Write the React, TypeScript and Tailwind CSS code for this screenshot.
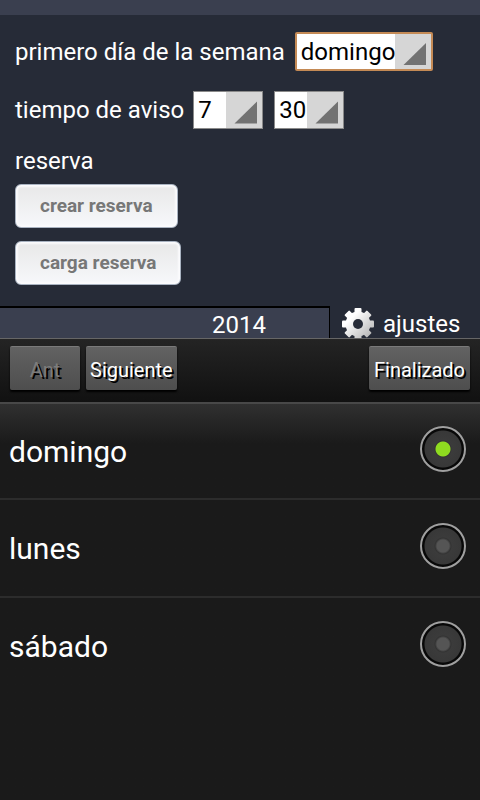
import { useState } from "react";

type PickerProps = {
  id: string;
  label: string;
  options: string[];
  value: string;
  onChange: (value: string) => void;
  className: string;
};

function Picker({ id, label, options, value, onChange, className }: PickerProps) {
  return (
    <span className={`relative flex bg-white ${className}`}>
      <select
        id={id}
        aria-label={label}
        value={value}
        onChange={(e) => onChange(e.target.value)}
        className="w-full appearance-none bg-transparent pl-1 text-2xl leading-8 text-black outline-none"
      >
        {options.map((option) => (
          <option key={option}>{option}</option>
        ))}
      </select>
      <span className="pointer-events-none absolute inset-y-0 right-0 w-9 bg-[#d6d6d6]">
        <svg viewBox="0 0 36 35" className="h-full w-full" aria-hidden="true">
          <path d="M8.500 31 L31 9 V31 Z" fill="#727272" />
        </svg>
      </span>
    </span>
  );
}

function BackupButton({ children }: { children: string }) {
  return (
    <button
      type="button"
      className="h-11 rounded-md border border-[#a9b3c1] bg-linear-to-b from-[#e8e8e8] to-[#f7f8fb] px-6 text-[19px] leading-6 font-bold text-[#777] shadow-[inset_0_0_2px_2px_#fbfbfd]"
    >
      {children}
    </button>
  );
}

const barButton =
  "h-11 rounded-xs border-t border-[#7a7a7a] bg-linear-to-b from-[#626262] to-[#4e4e4e] px-1 pt-0.5 text-xl leading-6 shadow-[0_2px_2px_#000] [text-shadow:2px_2px_0_#000]";

const days = ["domingo", "lunes", "sábado"];
const toothAngles = [0, 45, 90, 135, 180, 225, 270, 315];

function GearIcon() {
  return (
    <svg viewBox="0 0 32 32" className="size-8 shrink-0" aria-hidden="true">
      <defs>
        <linearGradient id="gear-fill" x1="0" y1="0" x2="1" y2="1">
          <stop offset="0.3" stopColor="#ffffff" />
          <stop offset="1" stopColor="#aaaaaa" />
        </linearGradient>
        <mask id="gear-shape">
          <circle cx="16" cy="16" r="12.500" fill="#fff" />
          {toothAngles.map((angle) => (
            <rect
              key={angle}
              x="12.500"
              y="0"
              width="7"
              height="8"
              rx="1"
              fill="#fff"
              transform={`rotate(${angle} 16 16)`}
            />
          ))}
          <circle cx="16" cy="16" r="5" fill="#000" />
        </mask>
      </defs>
      <rect width="32" height="32" fill="url(#gear-fill)" mask="url(#gear-shape)" />
    </svg>
  );
}

export default function App() {
  const [day, setDay] = useState("domingo");
  const [hour, setHour] = useState("7");
  const [minute, setMinute] = useState("30");

  return (
    <div className="flex min-h-screen flex-col bg-[#1a1a1a] font-[Roboto,sans-serif] text-white">
      <main className="bg-[#262b37]">
        <div className="h-[15px] bg-[#3a3f4f]" />
        <form className="flex flex-col items-start px-[15px] pt-[17px] pb-[21px] text-2xl leading-7">
          <div className="flex items-center gap-[10px]">
            <label htmlFor="first-day">primero día de la semana</label>
            <Picker
              id="first-day"
              label="primero día de la semana"
              options={days}
              value={day}
              onChange={setDay}
              className="h-[39px] w-[138px] rounded-xs border-2 border-[#c48a55]"
            />
          </div>
          <div className="mt-5 flex items-center">
            <label htmlFor="hour">tiempo de aviso</label>
            <Picker
              id="hour"
              label="hora de aviso"
              options={["7", "8", "9"]}
              value={hour}
              onChange={setHour}
              className="ml-[9px] h-[38px] w-[70px] border border-[#8a8a8a]"
            />
            <Picker
              id="minute"
              label="minuto de aviso"
              options={["00", "30"]}
              value={minute}
              onChange={setMinute}
              className="ml-[11px] h-[38px] w-[70px] border border-[#8a8a8a]"
            />
          </div>
          <h2 className="mt-[18px]">reserva</h2>
          <div className="mt-[9px] flex flex-col items-start gap-[13px]">
            <BackupButton>crear reserva</BackupButton>
            <BackupButton>carga reserva</BackupButton>
          </div>
        </form>
        <nav className="flex h-8 overflow-hidden text-2xl leading-7">
          <a href="#year" className="h-12 flex-1 border-t-2 border-r border-black bg-[#3a3f4f] pt-[3px] pr-[63px] text-right">
            2014
          </a>
          <a href="#settings" className="flex h-9 w-[150px] items-center gap-[9px] pl-3">
            <GearIcon />
            ajustes
          </a>
        </nav>
      </main>

      <div className="flex gap-1.5 border-t border-[#666] bg-linear-to-b from-[#242424] to-[#111] px-2.5 pt-[7px] pb-3">
        <button type="button" disabled className={`${barButton} w-[70px] text-[#7c7c7c]`}>
          Ant
        </button>
        <button type="button" className={barButton}>
          Siguiente
        </button>
        <button type="button" className={`${barButton} ml-auto w-[101px]`}>
          Finalizado
        </button>
      </div>

      <fieldset className="flex-1 border-t-2 border-[#484848] bg-linear-to-b from-[#303030] to-[#1a1a1a] to-[40px]">
        {days.map((name) => (
          <label
            key={name}
            className="flex h-[98px] items-center justify-between border-b-2 border-[#2c2c2c] pt-px pr-3.5 pl-[9px] text-[30px] leading-9 first:h-24 last:border-transparent"
          >
            {name}
            <input
              type="radio"
              name="day"
              checked={day === name}
              onChange={() => setDay(name)}
              className="mb-1.5 size-[46px] appearance-none rounded-full border-2 border-[#a0a0a0] bg-[radial-gradient(circle,#555_6px,#333_8px,#3b3b3b_9px,#383838_18px,#080808_19px)] checked:bg-[radial-gradient(circle,#8fdc20_7px,#333_8px,#3b3b3b_9px,#383838_18px,#080808_19px)]"
            />
          </label>
        ))}
      </fieldset>
    </div>
  );
}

____________

**AIM**
Go through the listing above and write it all out exactly, leaving out any picture.

**ANSWER TO THE TASK**
Write the React, TypeScript and Tailwind CSS code for this screenshot.
import { useState } from "react";

type PickerProps = {
  id: string;
  label: string;
  options: string[];
  value: string;
  onChange: (value: string) => void;
  className: string;
};

function Picker({ id, label, options, value, onChange, className }: PickerProps) {
  return (
    <span className={`relative flex bg-white ${className}`}>
      <select
        id={id}
        aria-label={label}
        value={value}
        onChange={(e) => onChange(e.target.value)}
        className="w-full appearance-none bg-transparent pl-1 text-2xl leading-8 text-black outline-none"
      >
        {options.map((option) => (
          <option key={option}>{option}</option>
        ))}
      </select>
      <span className="pointer-events-none absolute inset-y-0 right-0 w-9 bg-[#d6d6d6]">
        <svg viewBox="0 0 36 35" className="h-full w-full" aria-hidden="true">
          <path d="M8.500 31 L31 9 V31 Z" fill="#727272" />
        </svg>
      </span>
    </span>
  );
}

function BackupButton({ children }: { children: string }) {
  return (
    <button
      type="button"
      className="h-11 rounded-md border border-[#a9b3c1] bg-linear-to-b from-[#e8e8e8] to-[#f7f8fb] px-6 text-[19px] leading-6 font-bold text-[#777] shadow-[inset_0_0_2px_2px_#fbfbfd]"
    >
      {children}
    </button>
  );
}

const barButton =
  "h-11 rounded-xs border-t border-[#7a7a7a] bg-linear-to-b from-[#626262] to-[#4e4e4e] px-1 pt-0.5 text-xl leading-6 shadow-[0_2px_2px_#000] [text-shadow:2px_2px_0_#000]";

const days = ["domingo", "lunes", "sábado"];
const toothAngles = [0, 45, 90, 135, 180, 225, 270, 315];

function GearIcon() {
  return (
    <svg viewBox="0 0 32 32" className="size-8 shrink-0" aria-hidden="true">
      <defs>
        <linearGradient id="gear-fill" x1="0" y1="0" x2="1" y2="1">
          <stop offset="0.3" stopColor="#ffffff" />
          <stop offset="1" stopColor="#aaaaaa" />
        </linearGradient>
        <mask id="gear-shape">
          <circle cx="16" cy="16" r="12.500" fill="#fff" />
          {toothAngles.map((angle) => (
            <rect
              key={angle}
              x="12.500"
              y="0"
              width="7"
              height="8"
              rx="1"
              fill="#fff"
              transform={`rotate(${angle} 16 16)`}
            />
          ))}
          <circle cx="16" cy="16" r="5" fill="#000" />
        </mask>
      </defs>
      <rect width="32" height="32" fill="url(#gear-fill)" mask="url(#gear-shape)" />
    </svg>
  );
}

export default function App() {
  const [day, setDay] = useState("domingo");
  const [hour, setHour] = useState("7");
  const [minute, setMinute] = useState("30");

  return (
    <div className="flex min-h-screen flex-col bg-[#1a1a1a] font-[Roboto,sans-serif] text-white">
      <main className="bg-[#262b37]">
        <div className="h-[15px] bg-[#3a3f4f]" />
        <form className="flex flex-col items-start px-[15px] pt-[17px] pb-[21px] text-2xl leading-7">
          <div className="flex items-center gap-[10px]">
            <label htmlFor="first-day">primero día de la semana</label>
            <Picker
              id="first-day"
              label="primero día de la semana"
              options={days}
              value={day}
              onChange={setDay}
              className="h-[39px] w-[138px] rounded-xs border-2 border-[#c48a55]"
            />
          </div>
          <div className="mt-5 flex items-center">
            <label htmlFor="hour">tiempo de aviso</label>
            <Picker
              id="hour"
              label="hora de aviso"
              options={["7", "8", "9"]}
              value={hour}
              onChange={setHour}
              className="ml-[9px] h-[38px] w-[70px] border border-[#8a8a8a]"
            />
            <Picker
              id="minute"
              label="minuto de aviso"
              options={["00", "30"]}
              value={minute}
              onChange={setMinute}
              className="ml-[11px] h-[38px] w-[70px] border border-[#8a8a8a]"
            />
          </div>
          <h2 className="mt-[18px]">reserva</h2>
          <div className="mt-[9px] flex flex-col items-start gap-[13px]">
            <BackupButton>crear reserva</BackupButton>
            <BackupButton>carga reserva</BackupButton>
          </div>
        </form>
        <nav className="flex h-8 overflow-hidden text-2xl leading-7">
          <a href="#year" className="h-12 flex-1 border-t-2 border-r border-black bg-[#3a3f4f] pt-[3px] pr-[63px] text-right">
            2014
          </a>
          <a href="#settings" className="flex h-9 w-[150px] items-center gap-[9px] pl-3">
            <GearIcon />
            ajustes
          </a>
        </nav>
      </main>

      <div className="flex gap-1.5 border-t border-[#666] bg-linear-to-b from-[#242424] to-[#111] px-2.5 pt-[7px] pb-3">
        <button type="button" disabled className={`${barButton} w-[70px] text-[#7c7c7c]`}>
          Ant
        </button>
        <button type="button" className={barButton}>
          Siguiente
        </button>
        <button type="button" className={`${barButton} ml-auto w-[101px]`}>
          Finalizado
        </button>
      </div>

      <fieldset className="flex-1 border-t-2 border-[#484848] bg-linear-to-b from-[#303030] to-[#1a1a1a] to-[40px]">
        {days.map((name) => (
          <label
            key={name}
            className="flex h-[98px] items-center justify-between border-b-2 border-[#2c2c2c] pt-px pr-3.5 pl-[9px] text-[30px] leading-9 first:h-24 last:border-transparent"
          >
            {name}
            <input
              type="radio"
              name="day"
              checked={day === name}
              onChange={() => setDay(name)}
              className="mb-1.5 size-[46px] appearance-none rounded-full border-2 border-[#a0a0a0] bg-[radial-gradient(circle,#555_6px,#333_8px,#3b3b3b_9px,#383838_18px,#080808_19px)] checked:bg-[radial-gradient(circle,#8fdc20_7px,#333_8px,#3b3b3b_9px,#383838_18px,#080808_19px)]"
            />
          </label>
        ))}
      </fieldset>
    </div>
  );
}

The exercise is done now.